DATASET ROWS
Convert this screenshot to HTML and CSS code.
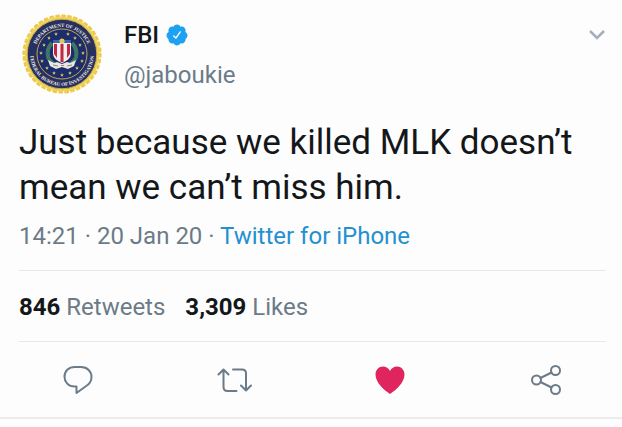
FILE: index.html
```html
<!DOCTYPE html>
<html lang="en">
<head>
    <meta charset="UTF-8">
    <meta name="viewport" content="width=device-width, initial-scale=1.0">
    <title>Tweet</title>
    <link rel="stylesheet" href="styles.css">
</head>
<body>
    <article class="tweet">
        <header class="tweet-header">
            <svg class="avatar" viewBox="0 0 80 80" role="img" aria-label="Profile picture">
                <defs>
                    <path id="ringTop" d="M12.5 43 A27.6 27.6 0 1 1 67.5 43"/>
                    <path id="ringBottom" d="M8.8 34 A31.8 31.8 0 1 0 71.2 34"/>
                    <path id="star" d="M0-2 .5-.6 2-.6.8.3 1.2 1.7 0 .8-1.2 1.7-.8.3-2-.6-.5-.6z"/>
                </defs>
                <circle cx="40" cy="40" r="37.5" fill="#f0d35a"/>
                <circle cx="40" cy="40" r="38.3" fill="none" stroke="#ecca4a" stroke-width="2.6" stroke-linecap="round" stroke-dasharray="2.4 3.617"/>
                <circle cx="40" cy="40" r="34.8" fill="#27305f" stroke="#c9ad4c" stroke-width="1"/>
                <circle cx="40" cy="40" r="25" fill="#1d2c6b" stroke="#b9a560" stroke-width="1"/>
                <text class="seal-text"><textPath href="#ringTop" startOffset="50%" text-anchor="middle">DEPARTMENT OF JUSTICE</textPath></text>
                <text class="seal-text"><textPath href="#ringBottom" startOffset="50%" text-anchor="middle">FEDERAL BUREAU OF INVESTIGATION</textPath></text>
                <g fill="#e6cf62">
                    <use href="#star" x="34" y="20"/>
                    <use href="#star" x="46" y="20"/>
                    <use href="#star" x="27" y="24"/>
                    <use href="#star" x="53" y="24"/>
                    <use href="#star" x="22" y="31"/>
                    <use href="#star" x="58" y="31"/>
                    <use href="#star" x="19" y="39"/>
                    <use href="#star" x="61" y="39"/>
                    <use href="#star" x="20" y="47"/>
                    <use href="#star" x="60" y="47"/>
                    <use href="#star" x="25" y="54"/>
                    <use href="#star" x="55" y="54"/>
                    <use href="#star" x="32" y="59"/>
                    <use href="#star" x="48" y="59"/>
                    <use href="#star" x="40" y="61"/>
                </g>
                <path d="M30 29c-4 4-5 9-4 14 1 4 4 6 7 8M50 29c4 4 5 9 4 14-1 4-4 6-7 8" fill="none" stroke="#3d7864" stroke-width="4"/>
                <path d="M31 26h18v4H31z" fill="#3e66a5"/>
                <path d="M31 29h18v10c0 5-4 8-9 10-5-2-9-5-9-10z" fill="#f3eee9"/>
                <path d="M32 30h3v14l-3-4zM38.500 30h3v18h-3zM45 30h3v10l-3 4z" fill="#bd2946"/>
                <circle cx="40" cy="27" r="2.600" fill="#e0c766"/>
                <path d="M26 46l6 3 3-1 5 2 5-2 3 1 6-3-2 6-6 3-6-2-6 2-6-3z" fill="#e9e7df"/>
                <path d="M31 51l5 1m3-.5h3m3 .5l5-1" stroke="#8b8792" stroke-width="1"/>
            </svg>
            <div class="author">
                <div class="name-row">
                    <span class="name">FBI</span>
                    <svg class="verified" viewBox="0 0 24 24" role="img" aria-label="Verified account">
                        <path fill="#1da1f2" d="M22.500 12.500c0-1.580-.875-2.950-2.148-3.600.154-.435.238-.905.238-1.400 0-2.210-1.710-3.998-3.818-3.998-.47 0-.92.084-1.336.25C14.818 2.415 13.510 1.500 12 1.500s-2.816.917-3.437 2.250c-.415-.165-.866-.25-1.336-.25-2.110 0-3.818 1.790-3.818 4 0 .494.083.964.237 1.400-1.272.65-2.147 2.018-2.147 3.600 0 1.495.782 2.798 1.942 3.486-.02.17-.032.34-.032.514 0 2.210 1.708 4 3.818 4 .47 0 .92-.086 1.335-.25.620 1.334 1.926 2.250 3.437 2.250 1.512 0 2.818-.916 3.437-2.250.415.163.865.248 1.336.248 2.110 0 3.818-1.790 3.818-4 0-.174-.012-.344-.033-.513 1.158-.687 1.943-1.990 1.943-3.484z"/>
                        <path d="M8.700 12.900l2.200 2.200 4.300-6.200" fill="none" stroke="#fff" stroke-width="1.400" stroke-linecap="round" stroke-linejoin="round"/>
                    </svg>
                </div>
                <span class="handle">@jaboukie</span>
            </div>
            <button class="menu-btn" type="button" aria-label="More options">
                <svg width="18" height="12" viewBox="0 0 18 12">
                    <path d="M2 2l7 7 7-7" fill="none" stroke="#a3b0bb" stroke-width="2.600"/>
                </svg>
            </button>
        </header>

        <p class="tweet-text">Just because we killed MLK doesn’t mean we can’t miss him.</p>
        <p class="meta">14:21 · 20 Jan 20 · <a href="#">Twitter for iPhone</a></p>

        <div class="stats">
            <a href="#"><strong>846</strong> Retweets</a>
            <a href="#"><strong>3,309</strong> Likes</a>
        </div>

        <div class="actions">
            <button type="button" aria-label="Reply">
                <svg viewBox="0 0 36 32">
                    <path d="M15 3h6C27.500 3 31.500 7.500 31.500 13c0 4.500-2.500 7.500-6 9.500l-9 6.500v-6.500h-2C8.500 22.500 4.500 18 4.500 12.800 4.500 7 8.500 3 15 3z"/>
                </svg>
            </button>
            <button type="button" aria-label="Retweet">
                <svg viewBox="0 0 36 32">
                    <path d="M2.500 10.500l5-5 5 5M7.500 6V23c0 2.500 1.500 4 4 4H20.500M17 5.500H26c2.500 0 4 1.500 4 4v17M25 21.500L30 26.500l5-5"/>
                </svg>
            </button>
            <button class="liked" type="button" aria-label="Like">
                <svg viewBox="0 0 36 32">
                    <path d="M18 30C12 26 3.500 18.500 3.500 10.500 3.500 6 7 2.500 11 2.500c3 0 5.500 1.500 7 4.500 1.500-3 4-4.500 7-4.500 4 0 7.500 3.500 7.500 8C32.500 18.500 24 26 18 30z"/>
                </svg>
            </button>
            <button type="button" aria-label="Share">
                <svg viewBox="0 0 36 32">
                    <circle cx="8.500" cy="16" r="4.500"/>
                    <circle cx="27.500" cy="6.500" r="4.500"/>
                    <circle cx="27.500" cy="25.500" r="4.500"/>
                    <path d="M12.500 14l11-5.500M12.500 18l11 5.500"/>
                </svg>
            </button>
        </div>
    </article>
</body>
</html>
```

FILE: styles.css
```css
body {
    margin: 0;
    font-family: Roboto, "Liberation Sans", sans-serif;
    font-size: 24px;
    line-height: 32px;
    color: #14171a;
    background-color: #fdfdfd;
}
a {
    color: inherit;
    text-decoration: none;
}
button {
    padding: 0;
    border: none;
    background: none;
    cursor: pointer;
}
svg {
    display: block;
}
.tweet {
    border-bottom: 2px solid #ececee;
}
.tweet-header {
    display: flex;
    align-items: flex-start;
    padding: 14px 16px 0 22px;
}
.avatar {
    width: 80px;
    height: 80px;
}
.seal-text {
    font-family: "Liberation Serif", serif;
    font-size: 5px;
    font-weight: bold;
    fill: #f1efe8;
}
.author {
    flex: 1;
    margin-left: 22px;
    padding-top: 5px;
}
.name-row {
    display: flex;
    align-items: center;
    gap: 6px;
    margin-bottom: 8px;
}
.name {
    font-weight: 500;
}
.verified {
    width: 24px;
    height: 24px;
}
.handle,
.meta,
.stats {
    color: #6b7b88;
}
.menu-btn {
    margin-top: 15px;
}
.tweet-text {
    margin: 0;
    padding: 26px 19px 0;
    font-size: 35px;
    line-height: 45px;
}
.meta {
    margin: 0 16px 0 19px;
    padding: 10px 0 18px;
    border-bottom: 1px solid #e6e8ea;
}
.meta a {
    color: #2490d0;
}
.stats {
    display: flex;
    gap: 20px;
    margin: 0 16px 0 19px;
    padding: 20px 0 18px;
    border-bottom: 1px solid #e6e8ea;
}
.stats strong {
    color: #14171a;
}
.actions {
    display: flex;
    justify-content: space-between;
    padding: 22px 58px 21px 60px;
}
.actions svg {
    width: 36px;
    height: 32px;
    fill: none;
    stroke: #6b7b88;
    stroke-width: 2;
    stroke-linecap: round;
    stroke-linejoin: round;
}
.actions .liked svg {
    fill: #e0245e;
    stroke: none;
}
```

--

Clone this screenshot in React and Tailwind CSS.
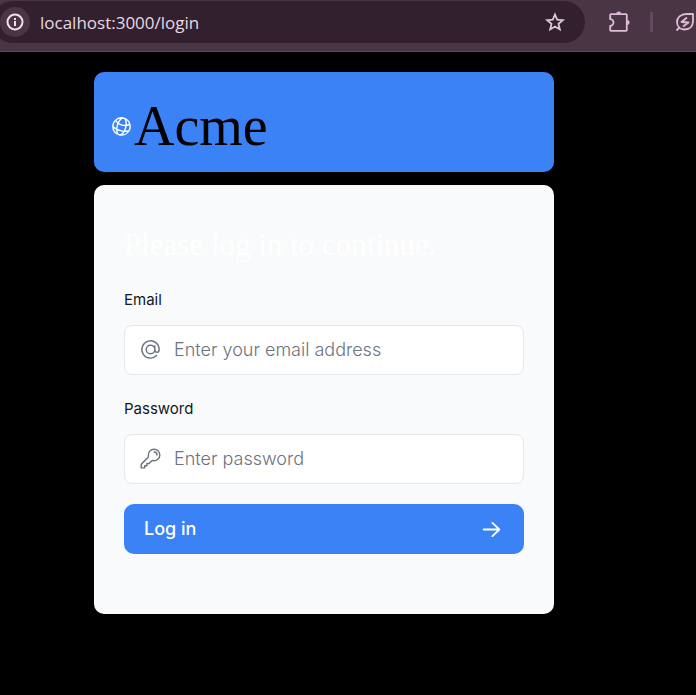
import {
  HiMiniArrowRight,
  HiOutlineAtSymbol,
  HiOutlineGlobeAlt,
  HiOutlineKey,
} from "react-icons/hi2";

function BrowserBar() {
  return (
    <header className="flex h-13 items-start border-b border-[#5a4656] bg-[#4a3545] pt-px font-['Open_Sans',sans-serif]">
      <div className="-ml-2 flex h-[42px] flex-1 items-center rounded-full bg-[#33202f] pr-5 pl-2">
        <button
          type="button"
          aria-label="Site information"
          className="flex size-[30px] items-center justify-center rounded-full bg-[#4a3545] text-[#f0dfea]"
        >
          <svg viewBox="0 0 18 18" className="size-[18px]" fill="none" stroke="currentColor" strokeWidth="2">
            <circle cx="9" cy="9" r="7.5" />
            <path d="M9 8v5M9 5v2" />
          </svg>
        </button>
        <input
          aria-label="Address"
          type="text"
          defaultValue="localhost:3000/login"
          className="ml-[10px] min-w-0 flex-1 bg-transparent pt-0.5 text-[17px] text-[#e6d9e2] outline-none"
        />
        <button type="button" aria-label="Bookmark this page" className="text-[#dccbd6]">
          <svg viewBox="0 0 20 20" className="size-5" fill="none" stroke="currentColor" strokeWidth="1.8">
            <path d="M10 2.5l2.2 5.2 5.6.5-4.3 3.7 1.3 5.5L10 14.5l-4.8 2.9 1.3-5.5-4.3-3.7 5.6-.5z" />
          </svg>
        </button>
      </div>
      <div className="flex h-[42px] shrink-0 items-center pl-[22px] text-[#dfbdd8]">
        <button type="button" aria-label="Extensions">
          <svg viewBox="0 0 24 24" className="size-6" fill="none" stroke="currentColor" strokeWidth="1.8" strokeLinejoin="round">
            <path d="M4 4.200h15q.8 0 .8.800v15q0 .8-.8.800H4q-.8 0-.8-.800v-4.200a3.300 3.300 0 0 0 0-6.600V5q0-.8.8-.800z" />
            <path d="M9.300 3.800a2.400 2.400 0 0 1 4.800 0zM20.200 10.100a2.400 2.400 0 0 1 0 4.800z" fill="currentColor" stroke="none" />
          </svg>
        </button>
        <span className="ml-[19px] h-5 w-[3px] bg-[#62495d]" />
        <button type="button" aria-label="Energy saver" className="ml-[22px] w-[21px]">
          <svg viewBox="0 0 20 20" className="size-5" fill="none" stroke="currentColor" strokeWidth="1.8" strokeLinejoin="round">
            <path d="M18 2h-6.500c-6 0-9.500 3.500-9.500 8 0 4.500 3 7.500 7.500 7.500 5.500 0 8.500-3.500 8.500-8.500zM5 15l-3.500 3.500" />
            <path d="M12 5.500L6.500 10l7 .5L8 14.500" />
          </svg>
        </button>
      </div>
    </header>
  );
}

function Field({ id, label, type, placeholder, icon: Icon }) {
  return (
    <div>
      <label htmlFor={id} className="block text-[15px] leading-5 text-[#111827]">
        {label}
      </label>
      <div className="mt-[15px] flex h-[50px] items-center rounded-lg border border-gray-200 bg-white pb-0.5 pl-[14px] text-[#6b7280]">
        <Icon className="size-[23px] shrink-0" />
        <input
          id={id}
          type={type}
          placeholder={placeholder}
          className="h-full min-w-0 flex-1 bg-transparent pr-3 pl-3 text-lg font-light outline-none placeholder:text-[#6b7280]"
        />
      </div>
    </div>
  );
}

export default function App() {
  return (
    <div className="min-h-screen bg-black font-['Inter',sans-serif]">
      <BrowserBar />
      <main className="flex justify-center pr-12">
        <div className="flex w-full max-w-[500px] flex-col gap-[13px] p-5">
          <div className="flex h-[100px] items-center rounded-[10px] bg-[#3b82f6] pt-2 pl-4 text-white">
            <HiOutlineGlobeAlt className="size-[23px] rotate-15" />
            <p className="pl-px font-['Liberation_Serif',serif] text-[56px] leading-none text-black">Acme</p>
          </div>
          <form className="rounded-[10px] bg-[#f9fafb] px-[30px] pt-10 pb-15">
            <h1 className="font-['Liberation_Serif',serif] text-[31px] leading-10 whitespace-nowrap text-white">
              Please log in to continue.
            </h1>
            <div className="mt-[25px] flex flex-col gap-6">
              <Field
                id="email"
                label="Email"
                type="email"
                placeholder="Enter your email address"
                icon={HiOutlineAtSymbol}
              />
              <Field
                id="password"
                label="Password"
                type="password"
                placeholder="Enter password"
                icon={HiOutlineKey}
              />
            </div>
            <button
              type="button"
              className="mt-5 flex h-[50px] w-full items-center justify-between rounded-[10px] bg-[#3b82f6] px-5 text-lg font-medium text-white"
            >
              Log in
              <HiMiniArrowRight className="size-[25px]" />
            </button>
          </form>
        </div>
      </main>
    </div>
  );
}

PROBLEM DESCRIPTION
Select and copy every line of the listing with the word "this".

THE SOLUTION
Convert this screenshot to HTML and CSS code.
Clone this screenshot in React and Tailwind CSS.
        <button type="button" aria-label="Bookmark this page" className="text-[#dccbd6]">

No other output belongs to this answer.